--- begin Dataset extract ---

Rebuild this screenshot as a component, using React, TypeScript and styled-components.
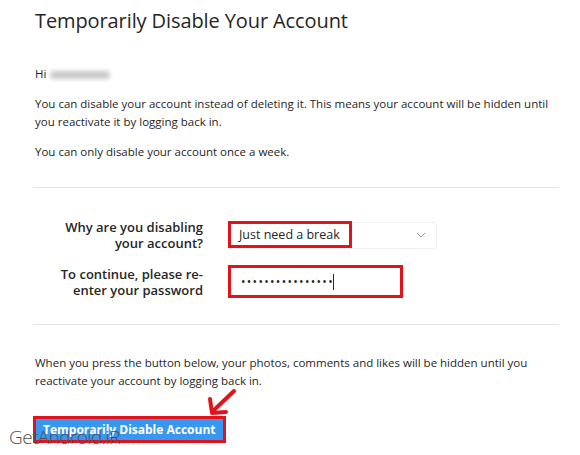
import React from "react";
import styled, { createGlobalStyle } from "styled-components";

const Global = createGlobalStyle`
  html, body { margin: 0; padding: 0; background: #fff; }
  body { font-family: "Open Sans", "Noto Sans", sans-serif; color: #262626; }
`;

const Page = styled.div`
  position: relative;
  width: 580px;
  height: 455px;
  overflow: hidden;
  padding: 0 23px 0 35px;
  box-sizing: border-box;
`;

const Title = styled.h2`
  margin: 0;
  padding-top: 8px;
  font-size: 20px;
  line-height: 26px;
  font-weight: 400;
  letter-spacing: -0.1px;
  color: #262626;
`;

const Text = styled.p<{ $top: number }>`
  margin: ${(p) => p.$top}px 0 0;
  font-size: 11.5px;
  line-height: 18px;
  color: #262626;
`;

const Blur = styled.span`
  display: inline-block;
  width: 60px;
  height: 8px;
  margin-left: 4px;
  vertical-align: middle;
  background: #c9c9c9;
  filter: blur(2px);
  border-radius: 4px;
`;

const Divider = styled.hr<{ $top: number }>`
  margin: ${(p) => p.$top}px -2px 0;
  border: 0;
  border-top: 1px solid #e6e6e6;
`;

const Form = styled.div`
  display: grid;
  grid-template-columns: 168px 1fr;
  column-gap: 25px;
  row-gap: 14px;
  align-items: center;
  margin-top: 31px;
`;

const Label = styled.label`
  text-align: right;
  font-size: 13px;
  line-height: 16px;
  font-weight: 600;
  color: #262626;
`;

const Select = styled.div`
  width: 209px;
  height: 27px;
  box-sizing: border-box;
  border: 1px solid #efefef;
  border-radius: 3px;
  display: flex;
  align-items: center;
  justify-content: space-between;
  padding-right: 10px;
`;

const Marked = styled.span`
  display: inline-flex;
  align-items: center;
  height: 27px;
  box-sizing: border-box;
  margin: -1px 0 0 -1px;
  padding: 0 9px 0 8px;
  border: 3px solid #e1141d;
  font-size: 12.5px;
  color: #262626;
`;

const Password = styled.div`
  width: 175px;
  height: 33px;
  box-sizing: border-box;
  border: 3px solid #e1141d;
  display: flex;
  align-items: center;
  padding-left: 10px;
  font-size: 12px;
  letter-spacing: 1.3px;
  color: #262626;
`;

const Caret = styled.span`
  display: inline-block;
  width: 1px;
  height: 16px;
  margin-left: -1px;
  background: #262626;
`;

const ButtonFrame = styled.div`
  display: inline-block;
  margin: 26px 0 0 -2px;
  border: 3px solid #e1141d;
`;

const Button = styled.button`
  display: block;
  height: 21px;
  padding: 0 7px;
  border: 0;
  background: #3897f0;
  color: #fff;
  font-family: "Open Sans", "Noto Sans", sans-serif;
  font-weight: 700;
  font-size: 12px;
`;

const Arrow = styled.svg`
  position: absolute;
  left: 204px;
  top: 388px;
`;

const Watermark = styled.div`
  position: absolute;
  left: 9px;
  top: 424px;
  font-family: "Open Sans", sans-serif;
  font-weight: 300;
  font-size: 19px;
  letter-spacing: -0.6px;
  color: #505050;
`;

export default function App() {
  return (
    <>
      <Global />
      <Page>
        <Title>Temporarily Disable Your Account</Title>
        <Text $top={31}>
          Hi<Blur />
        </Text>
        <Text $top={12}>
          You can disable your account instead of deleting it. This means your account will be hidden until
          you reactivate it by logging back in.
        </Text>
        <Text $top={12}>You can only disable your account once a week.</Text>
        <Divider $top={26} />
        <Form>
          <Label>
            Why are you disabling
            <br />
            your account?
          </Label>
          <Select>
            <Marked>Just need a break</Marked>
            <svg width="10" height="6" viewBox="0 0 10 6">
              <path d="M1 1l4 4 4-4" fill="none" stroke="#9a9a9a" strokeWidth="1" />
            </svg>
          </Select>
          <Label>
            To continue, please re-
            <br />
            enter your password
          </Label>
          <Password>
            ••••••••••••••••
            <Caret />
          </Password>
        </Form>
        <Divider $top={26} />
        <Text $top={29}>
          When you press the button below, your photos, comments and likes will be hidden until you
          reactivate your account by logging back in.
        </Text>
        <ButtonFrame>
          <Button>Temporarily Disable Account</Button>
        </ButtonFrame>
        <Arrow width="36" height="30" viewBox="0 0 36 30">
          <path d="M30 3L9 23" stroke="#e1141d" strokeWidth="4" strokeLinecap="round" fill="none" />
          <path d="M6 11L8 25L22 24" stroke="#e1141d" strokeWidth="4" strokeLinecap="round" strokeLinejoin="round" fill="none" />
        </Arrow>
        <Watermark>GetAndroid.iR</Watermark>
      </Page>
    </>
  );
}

--- end Dataset extract ---

The answer is one number: how many lines of the material above contain "components".

Task result
2